Now, I claim the dorm directors at the boarding school as my parents because they stuck with me through it all and they watched me grow into the mature, yet often fragile, young man I am. In high school I struggled with my self-image. I had bad acne, terrible posture, a goofy personality and I assumed every compliment was half-assed and ingenuine. I was black but I wasn’t athletic, I preformed musicals over football, I lived in rural Iowa, and I had white parents. It seemed everywhere I went, I wasn’t quite what people expected, and it seemed, I wasn’t want they wanted me to be. But, through all the bullying and sociocultural disparities I endured in middle/high school I managed to find my passion, working with technology.

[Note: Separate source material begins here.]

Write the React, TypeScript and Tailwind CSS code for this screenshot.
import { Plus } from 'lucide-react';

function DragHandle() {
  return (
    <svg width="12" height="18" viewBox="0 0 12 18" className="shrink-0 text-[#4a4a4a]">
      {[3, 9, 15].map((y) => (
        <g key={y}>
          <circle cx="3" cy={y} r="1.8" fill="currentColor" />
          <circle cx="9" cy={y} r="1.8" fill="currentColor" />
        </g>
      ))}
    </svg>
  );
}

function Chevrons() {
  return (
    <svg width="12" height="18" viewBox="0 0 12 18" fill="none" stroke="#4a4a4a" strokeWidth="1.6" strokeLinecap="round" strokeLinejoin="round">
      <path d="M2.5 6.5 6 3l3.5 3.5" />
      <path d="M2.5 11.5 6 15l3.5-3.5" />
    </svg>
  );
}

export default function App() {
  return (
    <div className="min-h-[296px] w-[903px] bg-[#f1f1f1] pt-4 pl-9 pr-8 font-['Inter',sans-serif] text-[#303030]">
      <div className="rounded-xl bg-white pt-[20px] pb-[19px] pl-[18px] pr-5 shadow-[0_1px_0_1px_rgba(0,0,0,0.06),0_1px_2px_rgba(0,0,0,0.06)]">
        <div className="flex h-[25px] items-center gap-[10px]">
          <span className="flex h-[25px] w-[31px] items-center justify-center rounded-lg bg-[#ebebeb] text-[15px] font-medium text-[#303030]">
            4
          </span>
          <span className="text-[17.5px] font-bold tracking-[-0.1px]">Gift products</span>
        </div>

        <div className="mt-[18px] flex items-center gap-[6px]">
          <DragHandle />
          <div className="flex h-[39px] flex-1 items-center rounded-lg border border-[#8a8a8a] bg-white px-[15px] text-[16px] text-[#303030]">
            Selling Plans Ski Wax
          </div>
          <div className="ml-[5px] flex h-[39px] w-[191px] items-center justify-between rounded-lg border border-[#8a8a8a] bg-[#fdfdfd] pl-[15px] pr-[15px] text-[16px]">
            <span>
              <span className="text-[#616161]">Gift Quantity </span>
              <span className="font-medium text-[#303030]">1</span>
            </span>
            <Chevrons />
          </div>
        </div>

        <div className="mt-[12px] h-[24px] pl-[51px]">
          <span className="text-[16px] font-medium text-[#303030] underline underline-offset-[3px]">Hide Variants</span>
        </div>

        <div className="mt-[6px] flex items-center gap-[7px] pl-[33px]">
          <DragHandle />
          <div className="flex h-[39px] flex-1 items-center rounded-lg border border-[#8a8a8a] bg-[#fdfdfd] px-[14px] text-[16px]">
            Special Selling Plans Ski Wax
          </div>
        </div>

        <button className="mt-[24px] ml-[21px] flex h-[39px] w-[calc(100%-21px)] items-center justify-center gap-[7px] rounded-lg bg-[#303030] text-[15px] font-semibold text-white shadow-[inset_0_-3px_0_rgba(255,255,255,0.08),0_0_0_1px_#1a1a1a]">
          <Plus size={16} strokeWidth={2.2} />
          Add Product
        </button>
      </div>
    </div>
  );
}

I dove in and tried to learn as much as I possibly could. When I was 17, I graduated high school, started college and, within a month,I was a certified Apple Mac Technician and I was working with both Apple and the Iowa State University IT department to service machines for both students and faculty. It wasn’t until that job that I learned that I find greater satisfaction in fixing things than creating them and I love to see people smile and feel relief in knowing their problems have been solved. After a year and a half at Iowa State University, I learned the functional skills to take my skillset elsewhere, I started to work at a local Apple Store as a Technical Specialist. I received accolade after accolade surrounding my performance, technical expertise, and overall customer satisfaction. After 5 short months I was promoted to Technical Expert, I highly sought-after position on the journey to the Genius position. I beat out employees that’ve worked for nearly three times longer than my current tenure. But when I got the position, I felt an overwhelming feeling of guilt and my confidence took a turn for the worse.

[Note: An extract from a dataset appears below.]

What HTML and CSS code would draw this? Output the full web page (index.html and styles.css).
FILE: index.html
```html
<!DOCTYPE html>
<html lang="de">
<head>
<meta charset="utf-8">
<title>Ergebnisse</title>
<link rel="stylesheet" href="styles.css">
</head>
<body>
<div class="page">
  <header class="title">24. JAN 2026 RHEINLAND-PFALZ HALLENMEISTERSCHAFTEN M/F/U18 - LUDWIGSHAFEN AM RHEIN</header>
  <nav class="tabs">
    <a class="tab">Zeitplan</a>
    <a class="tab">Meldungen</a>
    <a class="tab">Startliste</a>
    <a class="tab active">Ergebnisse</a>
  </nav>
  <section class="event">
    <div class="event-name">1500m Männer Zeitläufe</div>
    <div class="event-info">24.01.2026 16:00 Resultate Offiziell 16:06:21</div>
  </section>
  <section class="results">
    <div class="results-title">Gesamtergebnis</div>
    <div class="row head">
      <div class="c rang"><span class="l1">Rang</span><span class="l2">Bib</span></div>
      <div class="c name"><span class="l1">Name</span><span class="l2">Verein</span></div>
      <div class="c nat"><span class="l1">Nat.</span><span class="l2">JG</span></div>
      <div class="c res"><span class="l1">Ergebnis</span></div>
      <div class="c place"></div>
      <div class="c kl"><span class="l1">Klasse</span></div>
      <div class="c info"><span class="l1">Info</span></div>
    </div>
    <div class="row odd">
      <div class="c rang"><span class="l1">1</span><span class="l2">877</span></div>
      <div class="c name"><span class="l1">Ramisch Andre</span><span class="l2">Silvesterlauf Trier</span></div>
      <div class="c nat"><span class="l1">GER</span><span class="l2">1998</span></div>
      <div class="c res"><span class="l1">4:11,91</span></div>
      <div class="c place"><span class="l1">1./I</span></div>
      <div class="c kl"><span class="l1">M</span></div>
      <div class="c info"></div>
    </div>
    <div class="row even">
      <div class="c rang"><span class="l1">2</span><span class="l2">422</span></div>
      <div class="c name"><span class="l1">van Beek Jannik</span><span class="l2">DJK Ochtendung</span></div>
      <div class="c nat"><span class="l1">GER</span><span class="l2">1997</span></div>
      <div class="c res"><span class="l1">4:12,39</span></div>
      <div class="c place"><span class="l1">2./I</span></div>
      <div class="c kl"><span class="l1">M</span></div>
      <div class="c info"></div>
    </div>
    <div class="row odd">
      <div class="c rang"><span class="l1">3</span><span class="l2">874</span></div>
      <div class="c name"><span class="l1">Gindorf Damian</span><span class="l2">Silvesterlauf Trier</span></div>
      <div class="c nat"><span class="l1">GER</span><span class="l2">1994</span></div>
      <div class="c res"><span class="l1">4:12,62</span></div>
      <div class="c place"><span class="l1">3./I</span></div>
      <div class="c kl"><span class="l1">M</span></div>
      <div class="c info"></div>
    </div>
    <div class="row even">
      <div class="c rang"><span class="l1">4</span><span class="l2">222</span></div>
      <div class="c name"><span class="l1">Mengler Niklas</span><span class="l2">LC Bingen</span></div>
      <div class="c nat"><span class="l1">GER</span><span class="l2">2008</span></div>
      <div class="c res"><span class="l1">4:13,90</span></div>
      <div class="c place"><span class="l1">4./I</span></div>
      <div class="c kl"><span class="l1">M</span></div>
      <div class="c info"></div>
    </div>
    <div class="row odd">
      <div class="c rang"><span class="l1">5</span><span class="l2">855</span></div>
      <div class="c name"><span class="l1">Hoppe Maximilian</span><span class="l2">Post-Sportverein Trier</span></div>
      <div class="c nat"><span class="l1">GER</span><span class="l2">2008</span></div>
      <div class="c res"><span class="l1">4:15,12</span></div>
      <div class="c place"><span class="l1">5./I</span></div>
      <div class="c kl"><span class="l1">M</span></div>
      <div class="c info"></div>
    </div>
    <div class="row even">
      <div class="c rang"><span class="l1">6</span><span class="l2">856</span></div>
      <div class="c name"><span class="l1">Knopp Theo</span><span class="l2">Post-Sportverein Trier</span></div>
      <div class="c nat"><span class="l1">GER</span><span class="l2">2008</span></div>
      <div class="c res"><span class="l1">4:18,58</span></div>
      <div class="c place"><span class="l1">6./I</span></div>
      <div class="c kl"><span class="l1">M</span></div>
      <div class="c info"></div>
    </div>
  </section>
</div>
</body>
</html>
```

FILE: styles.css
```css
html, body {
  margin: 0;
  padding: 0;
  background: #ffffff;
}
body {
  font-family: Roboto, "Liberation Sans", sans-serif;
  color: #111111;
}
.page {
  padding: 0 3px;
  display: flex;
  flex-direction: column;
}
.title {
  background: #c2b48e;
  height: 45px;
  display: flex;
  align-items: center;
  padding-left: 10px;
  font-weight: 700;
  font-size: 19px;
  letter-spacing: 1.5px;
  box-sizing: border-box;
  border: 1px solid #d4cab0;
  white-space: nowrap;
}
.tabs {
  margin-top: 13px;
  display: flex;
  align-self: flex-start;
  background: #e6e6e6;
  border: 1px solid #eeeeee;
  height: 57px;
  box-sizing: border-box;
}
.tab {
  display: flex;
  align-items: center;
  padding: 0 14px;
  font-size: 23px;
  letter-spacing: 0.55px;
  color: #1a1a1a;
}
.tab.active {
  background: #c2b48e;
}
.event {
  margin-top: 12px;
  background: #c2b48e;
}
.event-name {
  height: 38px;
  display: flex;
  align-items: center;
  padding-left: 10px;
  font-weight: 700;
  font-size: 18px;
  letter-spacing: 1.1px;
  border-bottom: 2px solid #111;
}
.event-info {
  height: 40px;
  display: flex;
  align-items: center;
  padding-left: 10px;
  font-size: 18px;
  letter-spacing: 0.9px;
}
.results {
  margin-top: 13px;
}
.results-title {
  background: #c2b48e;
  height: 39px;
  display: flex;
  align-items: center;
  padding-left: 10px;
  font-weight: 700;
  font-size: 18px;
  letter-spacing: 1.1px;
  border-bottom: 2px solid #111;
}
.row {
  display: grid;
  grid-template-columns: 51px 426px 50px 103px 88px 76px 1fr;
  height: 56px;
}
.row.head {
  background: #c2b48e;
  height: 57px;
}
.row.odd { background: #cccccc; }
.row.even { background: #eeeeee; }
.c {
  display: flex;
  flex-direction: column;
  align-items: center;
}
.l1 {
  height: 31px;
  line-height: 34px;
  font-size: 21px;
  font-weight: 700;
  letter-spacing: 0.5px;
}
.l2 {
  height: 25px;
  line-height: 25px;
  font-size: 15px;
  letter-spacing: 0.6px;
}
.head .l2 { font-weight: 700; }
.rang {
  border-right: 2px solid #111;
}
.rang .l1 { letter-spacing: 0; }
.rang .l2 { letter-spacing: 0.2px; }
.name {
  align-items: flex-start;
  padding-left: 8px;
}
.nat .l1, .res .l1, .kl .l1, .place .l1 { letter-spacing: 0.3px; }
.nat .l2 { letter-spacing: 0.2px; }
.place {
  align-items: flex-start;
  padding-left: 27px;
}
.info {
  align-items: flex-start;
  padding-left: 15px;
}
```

I kept thinking “do I really deserve this?” and “I’m only 19, am I too young to hold this position?” and “people don’t think I know my stuff, so maybe I don’t”. I let my age and lack of “life experience” cloud the amazing and impactful work I was doing. I felt like a fraud, an imposter. Regardless of how hard I worked I still felt like I wasn’t the person everyone thought I was, I couldn’t possibly live up to the standard that everyone around me has set and expected of me. I left Apple right before the start of this academic year and I am more confident than ever. I work for a company and I am for-hire Apple specialized tech support for businesses and residential clients. I work on a daily basis with business owners and corporation executives to tackle and advise on some of the biggest decisions and challenges businesses face. I’ve started to pursue modeling and portrait photography as my side passion because I am finally acknowledging that maybe, even though I may not be Michael B. Jordan, I’m kind of photogenic and people don’t think I’m ugly. I work with the Des Moines Public School District and the ISU4U Promise program as a weekly mentor to youth who grew up in my same neighborhood.

Regardless of the root cause, imposter syndrome is something that everyone in their lifetime will encounter but just remember positive reinforcement is the key to battling it. With that, I now know that I am smart enough to be working closely with CEOs and other executives. I am worthy of love and the influential people who surround themselves with me. I am confident in my appearance. I am even greater than I could ever fathom. I will keep moving forward and I absolutely deserve to be happy, confident, and proud of my accomplishments at any stage in my life.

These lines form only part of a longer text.